[Stored data entries]
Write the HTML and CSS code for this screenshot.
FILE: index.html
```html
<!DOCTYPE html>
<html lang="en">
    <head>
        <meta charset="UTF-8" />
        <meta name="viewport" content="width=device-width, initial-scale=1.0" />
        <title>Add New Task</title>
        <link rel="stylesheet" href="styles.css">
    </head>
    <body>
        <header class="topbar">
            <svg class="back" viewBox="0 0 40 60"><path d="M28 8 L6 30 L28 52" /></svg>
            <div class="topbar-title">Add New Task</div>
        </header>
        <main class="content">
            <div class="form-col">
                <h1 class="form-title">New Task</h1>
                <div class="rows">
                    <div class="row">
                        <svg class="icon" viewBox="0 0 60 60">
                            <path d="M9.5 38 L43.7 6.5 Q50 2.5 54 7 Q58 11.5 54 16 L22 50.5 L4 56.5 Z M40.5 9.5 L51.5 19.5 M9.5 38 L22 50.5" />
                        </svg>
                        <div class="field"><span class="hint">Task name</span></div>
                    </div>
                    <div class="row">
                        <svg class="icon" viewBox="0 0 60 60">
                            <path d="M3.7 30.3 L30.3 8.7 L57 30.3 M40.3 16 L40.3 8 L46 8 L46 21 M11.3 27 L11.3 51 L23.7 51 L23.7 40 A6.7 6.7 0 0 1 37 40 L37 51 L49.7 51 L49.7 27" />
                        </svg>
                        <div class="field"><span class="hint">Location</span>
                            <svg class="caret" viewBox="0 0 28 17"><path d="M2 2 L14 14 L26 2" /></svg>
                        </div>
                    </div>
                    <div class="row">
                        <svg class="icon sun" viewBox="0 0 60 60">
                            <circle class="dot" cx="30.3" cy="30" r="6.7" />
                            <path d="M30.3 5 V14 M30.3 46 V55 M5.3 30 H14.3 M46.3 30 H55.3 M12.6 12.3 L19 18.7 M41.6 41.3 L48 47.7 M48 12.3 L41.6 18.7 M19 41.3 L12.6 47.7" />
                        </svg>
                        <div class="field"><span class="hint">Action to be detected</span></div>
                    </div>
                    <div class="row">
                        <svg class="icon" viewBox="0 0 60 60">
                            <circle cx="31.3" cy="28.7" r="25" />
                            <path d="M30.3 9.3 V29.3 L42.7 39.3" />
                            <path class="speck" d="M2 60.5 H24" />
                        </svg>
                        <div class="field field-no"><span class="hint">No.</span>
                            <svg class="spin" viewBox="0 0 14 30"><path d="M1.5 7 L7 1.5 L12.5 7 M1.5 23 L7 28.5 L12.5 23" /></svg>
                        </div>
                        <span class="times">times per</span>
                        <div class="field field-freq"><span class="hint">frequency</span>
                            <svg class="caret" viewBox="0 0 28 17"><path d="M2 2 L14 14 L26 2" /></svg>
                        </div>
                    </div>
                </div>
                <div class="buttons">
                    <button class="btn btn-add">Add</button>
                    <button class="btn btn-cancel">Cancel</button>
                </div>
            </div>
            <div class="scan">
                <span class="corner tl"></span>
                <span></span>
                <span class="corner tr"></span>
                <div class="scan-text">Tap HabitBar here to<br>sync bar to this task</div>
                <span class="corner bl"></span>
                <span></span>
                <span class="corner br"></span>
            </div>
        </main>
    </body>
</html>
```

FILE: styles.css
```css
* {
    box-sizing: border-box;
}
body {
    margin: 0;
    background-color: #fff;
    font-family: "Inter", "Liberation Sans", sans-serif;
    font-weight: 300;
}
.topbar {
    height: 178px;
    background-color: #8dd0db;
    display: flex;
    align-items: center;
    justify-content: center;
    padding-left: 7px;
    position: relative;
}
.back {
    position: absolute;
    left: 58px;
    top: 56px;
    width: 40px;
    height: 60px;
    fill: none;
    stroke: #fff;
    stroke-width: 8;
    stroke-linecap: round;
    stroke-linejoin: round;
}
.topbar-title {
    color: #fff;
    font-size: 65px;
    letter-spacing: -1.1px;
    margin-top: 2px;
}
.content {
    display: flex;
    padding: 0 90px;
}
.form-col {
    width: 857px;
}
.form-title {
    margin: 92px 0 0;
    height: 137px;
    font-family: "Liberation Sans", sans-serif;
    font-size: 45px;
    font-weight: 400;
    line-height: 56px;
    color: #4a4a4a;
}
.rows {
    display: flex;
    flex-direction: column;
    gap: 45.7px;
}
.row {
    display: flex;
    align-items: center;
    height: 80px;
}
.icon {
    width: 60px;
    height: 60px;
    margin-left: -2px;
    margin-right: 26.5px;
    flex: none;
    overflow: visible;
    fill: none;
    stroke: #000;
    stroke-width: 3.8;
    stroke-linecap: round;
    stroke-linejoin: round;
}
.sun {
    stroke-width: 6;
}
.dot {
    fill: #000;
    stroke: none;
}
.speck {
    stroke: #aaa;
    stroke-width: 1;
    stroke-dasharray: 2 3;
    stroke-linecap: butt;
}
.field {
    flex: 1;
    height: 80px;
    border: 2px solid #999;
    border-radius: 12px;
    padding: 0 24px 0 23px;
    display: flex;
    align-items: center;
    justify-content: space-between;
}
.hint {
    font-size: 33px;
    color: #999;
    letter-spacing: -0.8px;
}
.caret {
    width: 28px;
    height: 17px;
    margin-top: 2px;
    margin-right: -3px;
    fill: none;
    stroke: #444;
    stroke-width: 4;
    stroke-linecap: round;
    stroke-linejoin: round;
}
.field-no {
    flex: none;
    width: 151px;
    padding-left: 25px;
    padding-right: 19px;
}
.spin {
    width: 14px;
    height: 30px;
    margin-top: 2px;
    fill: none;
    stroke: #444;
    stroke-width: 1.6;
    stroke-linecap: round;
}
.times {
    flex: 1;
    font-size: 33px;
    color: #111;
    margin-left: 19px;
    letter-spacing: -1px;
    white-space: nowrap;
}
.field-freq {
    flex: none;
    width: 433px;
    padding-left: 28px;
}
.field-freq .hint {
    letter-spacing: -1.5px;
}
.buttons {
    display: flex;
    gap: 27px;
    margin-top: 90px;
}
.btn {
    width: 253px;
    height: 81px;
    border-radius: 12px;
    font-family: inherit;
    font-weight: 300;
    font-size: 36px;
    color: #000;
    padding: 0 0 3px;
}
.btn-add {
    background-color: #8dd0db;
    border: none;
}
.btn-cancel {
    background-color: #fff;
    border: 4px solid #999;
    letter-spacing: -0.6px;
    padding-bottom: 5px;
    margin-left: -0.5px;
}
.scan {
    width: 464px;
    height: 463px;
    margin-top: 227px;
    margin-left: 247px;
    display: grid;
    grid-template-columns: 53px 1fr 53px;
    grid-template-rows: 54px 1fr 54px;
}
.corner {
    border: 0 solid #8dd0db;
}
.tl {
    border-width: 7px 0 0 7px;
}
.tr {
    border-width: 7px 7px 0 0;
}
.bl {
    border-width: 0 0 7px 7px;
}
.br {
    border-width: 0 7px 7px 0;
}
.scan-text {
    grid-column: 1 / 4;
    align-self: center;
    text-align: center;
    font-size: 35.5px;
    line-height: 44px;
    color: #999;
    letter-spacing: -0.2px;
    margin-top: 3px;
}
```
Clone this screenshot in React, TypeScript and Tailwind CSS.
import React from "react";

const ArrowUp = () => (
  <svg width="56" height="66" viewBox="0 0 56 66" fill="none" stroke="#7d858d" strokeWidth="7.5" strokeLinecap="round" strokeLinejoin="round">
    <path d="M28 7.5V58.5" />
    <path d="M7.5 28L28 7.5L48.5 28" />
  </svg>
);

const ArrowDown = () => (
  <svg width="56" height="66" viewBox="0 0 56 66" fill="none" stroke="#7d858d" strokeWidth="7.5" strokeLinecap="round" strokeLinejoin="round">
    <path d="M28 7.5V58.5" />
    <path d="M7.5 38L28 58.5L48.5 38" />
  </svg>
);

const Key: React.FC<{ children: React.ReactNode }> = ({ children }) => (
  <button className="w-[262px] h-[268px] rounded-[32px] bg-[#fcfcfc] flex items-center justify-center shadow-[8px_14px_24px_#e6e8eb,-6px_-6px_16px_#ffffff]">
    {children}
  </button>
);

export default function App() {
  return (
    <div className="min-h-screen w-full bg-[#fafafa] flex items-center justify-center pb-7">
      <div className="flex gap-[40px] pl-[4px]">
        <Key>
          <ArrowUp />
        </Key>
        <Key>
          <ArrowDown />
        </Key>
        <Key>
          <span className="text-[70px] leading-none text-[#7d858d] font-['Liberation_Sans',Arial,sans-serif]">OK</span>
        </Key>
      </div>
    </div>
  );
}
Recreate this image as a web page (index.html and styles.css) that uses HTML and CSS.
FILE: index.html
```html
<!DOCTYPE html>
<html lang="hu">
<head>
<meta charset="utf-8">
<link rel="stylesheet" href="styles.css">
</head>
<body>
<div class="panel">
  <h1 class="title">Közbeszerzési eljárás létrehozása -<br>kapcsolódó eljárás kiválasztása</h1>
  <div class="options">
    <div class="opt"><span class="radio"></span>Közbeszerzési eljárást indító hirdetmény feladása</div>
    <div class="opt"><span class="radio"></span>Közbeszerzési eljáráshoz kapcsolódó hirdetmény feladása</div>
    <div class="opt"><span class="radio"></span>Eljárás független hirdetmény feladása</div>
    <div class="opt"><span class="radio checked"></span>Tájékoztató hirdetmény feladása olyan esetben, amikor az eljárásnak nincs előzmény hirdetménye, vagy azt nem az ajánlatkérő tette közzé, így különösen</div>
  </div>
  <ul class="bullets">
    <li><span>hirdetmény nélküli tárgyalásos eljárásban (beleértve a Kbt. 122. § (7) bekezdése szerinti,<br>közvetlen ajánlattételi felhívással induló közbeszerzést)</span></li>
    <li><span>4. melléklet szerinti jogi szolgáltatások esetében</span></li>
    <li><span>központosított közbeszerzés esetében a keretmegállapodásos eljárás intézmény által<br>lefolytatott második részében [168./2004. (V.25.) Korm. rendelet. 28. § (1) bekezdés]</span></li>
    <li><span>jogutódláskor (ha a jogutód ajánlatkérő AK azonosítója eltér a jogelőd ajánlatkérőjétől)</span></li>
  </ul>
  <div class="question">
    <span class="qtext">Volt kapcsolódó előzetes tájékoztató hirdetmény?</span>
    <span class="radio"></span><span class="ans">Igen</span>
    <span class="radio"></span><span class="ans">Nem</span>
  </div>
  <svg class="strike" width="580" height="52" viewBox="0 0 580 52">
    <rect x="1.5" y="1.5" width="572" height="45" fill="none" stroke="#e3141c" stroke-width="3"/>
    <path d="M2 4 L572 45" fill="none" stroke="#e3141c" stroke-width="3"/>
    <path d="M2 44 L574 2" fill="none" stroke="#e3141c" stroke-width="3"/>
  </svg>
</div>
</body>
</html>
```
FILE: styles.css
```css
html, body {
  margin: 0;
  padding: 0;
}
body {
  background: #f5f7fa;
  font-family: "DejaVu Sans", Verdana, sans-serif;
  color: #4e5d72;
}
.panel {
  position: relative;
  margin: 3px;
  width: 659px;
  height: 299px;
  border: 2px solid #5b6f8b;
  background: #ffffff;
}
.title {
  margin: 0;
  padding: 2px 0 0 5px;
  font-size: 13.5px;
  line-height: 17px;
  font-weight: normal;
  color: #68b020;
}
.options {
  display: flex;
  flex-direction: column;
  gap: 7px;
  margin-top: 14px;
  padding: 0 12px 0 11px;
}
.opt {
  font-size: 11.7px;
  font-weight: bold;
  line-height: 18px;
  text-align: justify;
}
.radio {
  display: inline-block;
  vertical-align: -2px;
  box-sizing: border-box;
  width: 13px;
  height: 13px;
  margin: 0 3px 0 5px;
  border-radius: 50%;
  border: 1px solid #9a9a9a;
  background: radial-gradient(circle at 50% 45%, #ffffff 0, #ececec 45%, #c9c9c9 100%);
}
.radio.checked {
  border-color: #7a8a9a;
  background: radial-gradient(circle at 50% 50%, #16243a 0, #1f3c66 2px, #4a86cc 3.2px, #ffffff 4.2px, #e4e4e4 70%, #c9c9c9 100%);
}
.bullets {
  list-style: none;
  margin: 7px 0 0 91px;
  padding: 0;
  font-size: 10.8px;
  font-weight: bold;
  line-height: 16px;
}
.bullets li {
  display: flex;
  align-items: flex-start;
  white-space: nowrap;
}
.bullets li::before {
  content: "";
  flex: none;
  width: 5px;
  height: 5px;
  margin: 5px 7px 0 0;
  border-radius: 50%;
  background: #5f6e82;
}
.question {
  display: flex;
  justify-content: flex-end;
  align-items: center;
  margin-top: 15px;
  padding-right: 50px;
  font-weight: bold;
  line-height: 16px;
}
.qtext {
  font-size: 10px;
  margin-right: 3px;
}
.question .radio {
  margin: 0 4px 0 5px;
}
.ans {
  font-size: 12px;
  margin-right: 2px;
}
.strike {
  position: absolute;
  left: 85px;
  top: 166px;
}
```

» WRITTEN TASK:
How many of the lines above include the word "this"? Respond with the number alone.

» WORKED ANSWER:
4